I don't believe that I could find a bad paragraph in the entire book, but there are two chapters that are priceless. The first is "The Sky Over Europe" which recounts the narrator's time as a fighter pilot during WWII. Helprin's descriptions of flying and aerial combat are riveting. I don't know what his actual experience might be, and maybe he made it all up, but after having read this chapter I felt like I had been there, that I had flown a P-51, and that I too was shot down. In the chapter entitled "1914," the narrator talks about the events of June 1914 when he was nine years old. It is a time of innocence, filled with a young boy's observations of the mysteries of life, and of unspeakable tragedy. In this chapter, Helprin reveals the wound in the soul of the narrator that has so shaped his life.
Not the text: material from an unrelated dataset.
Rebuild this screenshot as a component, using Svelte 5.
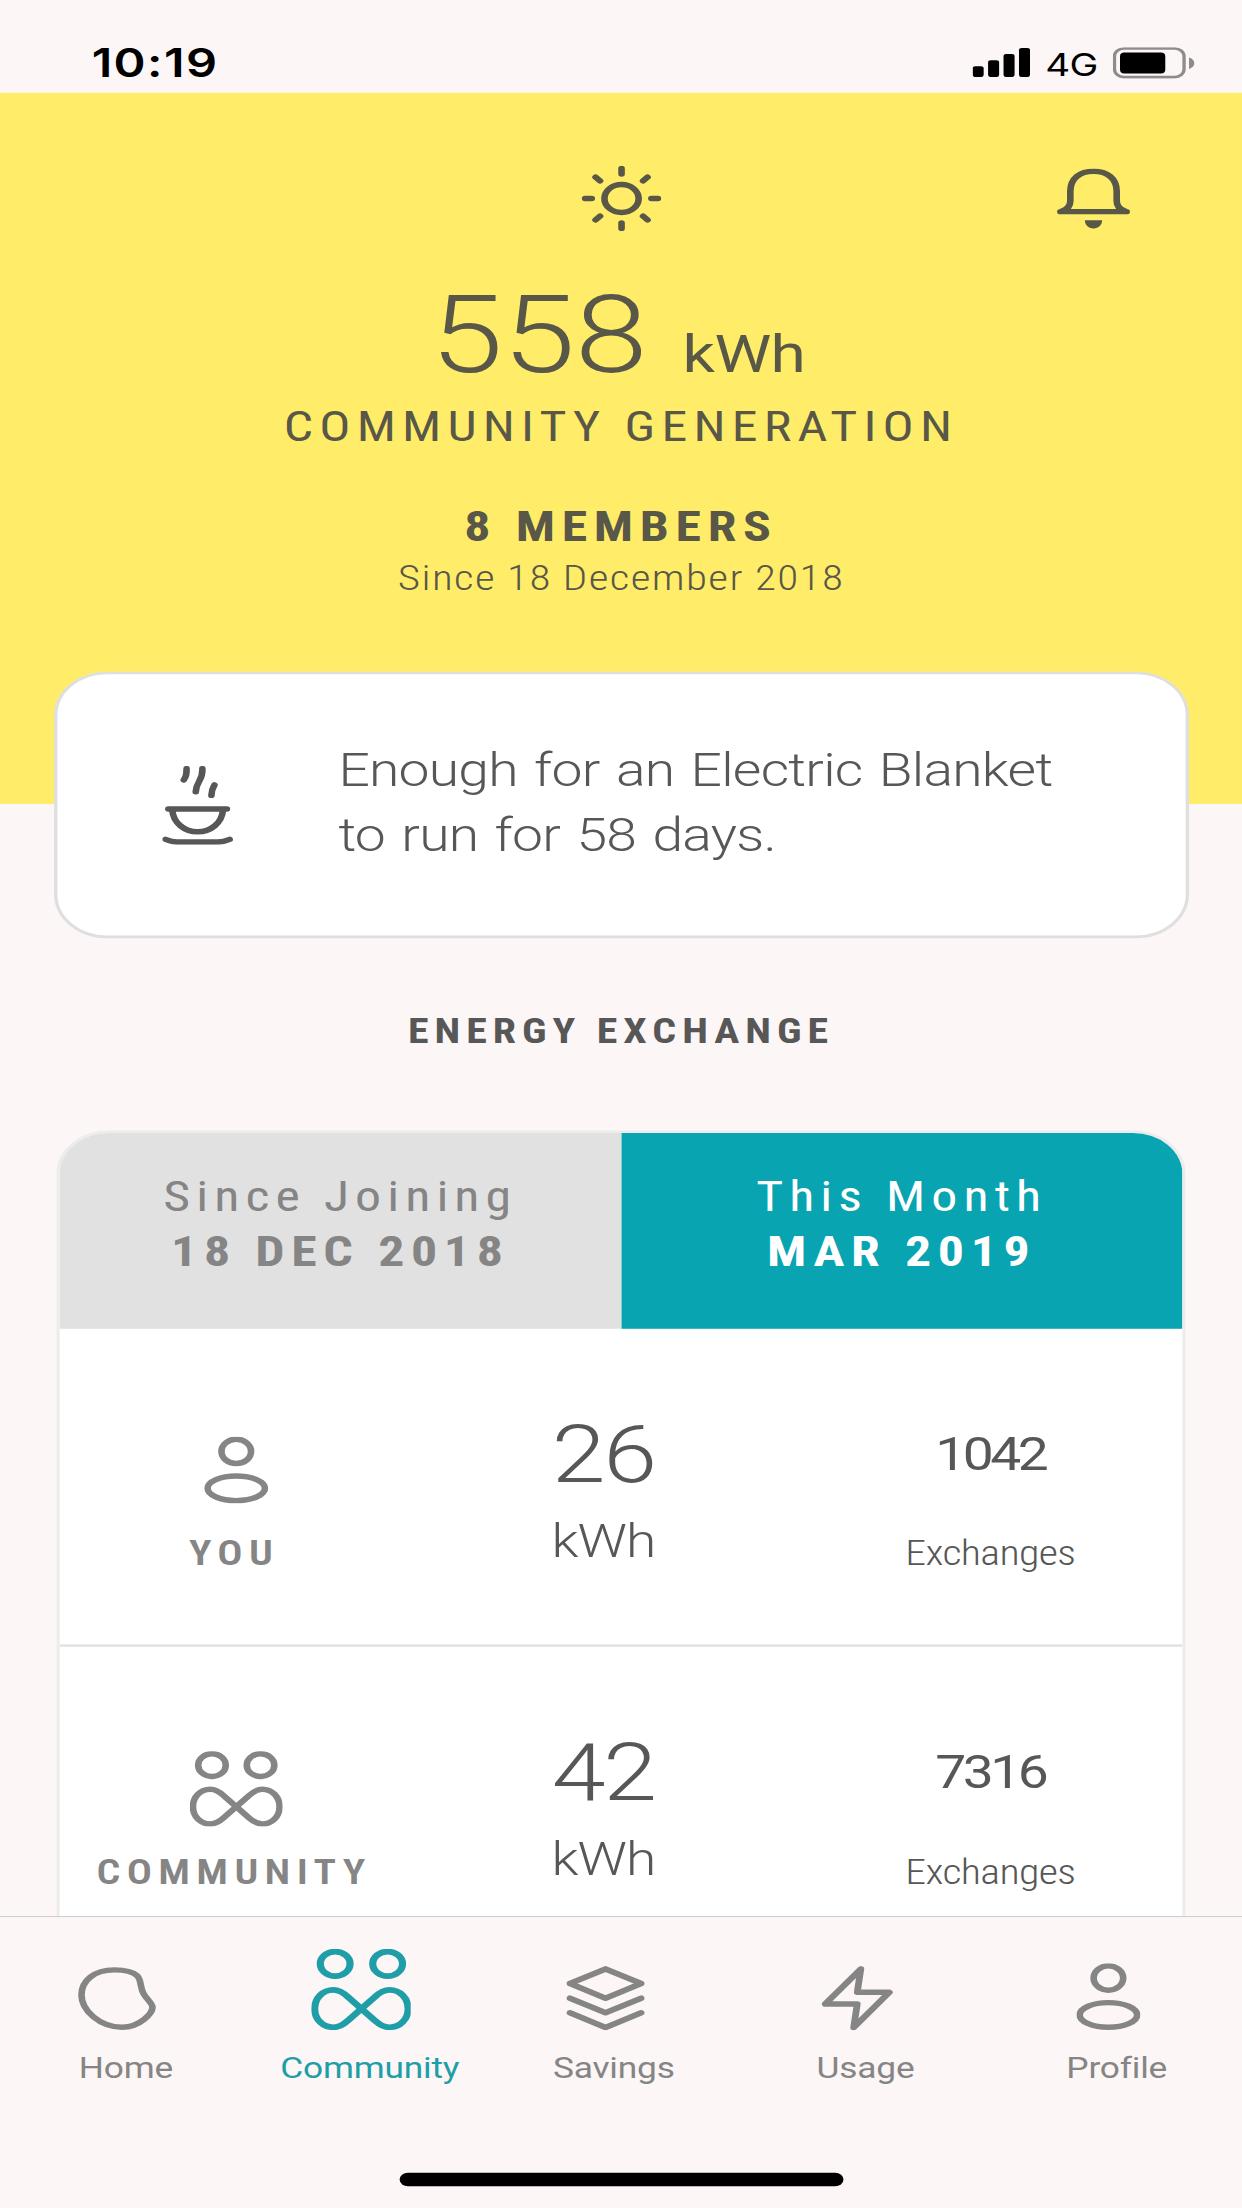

"Sometimes I wonder what the purpose has been of all the years since 1914. I should have died then. I wanted to. I was nine years old when my time came, and I have lived ever since with immense sorrow. Death, for me, will be like the most comforting sleep." - From Memoir From Antproof Case -

If you do not read the rest of the book, read these two chapters.

Mark Helprin is an exceptional writer and a gifted story teller. Memoir From Antproof Case is a rollicking good time, a delicious treat. It is available both in electronic and hardcopy.